# Data shown start
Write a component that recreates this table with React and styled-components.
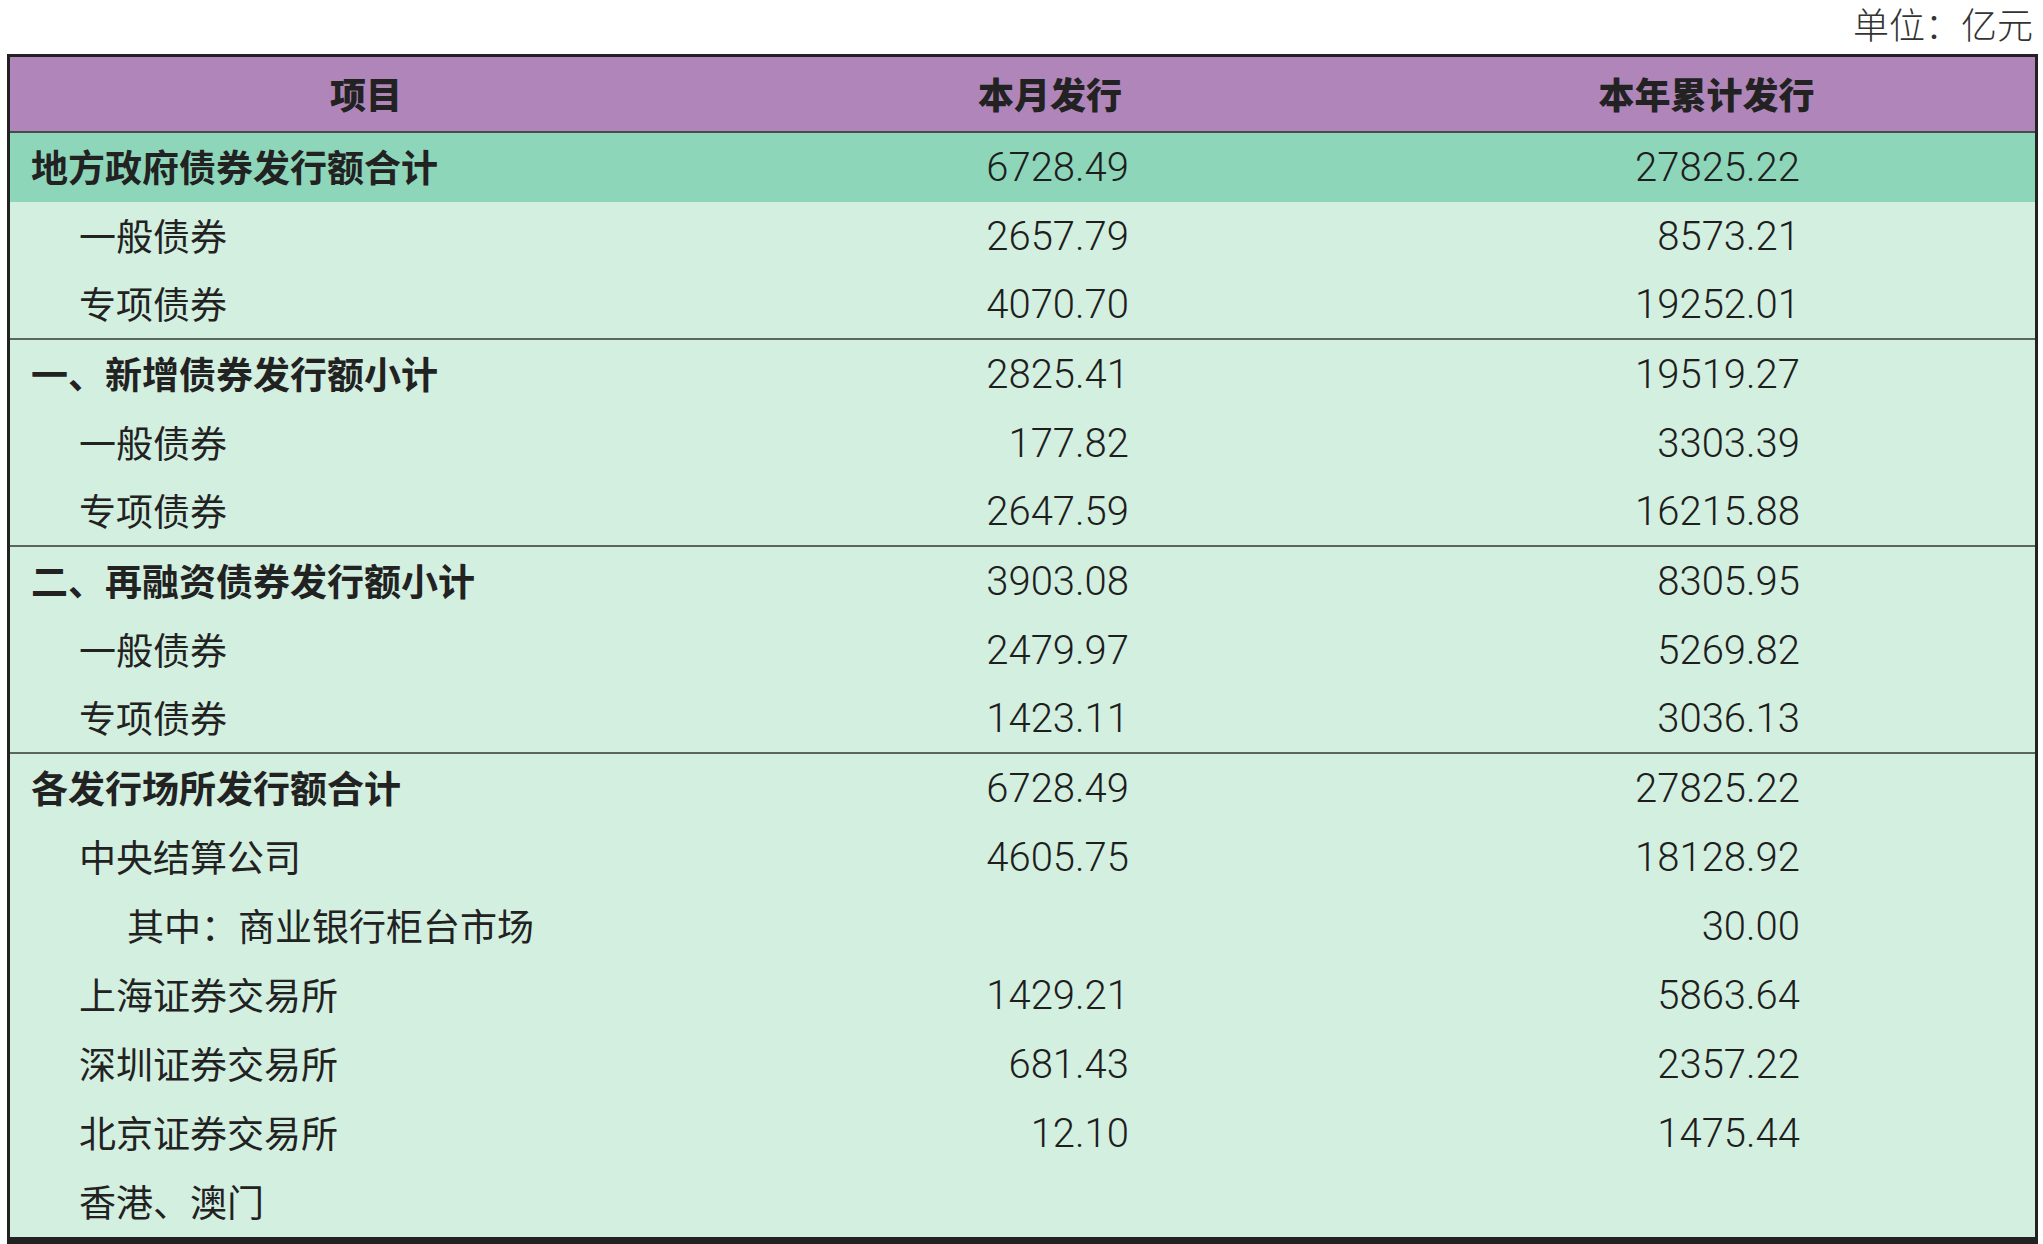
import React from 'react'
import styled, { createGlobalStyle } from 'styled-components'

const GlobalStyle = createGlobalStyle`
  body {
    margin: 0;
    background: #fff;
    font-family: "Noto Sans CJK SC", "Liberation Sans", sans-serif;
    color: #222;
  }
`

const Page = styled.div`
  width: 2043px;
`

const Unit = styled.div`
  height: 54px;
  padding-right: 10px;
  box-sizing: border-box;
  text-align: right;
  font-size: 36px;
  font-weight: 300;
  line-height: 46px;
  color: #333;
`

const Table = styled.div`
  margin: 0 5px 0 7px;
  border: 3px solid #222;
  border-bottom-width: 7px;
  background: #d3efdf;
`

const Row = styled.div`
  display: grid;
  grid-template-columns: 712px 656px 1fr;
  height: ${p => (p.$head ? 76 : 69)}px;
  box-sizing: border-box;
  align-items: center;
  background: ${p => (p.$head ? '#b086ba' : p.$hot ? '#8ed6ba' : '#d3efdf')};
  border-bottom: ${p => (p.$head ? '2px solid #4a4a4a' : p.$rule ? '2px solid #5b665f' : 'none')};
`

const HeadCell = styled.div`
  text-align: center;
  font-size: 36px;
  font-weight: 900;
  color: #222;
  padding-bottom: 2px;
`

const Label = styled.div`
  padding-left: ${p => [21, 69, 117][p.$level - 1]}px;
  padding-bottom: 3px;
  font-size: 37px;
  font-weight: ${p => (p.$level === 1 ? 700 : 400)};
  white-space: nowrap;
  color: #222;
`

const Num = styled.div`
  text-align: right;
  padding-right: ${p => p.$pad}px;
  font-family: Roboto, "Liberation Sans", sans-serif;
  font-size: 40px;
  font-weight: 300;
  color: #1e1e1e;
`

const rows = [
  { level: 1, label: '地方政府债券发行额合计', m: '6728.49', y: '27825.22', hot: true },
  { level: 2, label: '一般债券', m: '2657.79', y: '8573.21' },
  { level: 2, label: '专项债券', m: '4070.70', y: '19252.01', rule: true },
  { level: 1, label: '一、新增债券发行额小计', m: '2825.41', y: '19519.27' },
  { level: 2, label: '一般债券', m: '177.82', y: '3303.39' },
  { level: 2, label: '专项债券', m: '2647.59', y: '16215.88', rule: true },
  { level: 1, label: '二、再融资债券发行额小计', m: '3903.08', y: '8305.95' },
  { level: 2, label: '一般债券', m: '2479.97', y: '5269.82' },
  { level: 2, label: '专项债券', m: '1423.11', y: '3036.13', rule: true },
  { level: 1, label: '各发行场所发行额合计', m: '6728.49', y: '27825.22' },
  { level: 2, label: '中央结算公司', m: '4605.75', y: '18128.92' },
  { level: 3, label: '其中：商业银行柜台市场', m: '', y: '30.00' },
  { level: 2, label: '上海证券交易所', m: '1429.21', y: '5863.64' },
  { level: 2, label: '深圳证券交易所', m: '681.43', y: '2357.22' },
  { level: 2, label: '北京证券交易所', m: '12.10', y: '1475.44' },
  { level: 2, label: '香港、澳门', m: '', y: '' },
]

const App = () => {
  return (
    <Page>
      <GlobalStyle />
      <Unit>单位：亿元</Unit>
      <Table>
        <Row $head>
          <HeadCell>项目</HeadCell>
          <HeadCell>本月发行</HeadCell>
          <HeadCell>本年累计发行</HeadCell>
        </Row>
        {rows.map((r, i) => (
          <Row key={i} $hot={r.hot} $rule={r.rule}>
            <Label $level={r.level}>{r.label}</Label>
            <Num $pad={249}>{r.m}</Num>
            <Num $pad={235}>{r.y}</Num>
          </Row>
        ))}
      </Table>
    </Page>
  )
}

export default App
# Data shown end
Report how many lines contain "components". Give nothing but the number.

2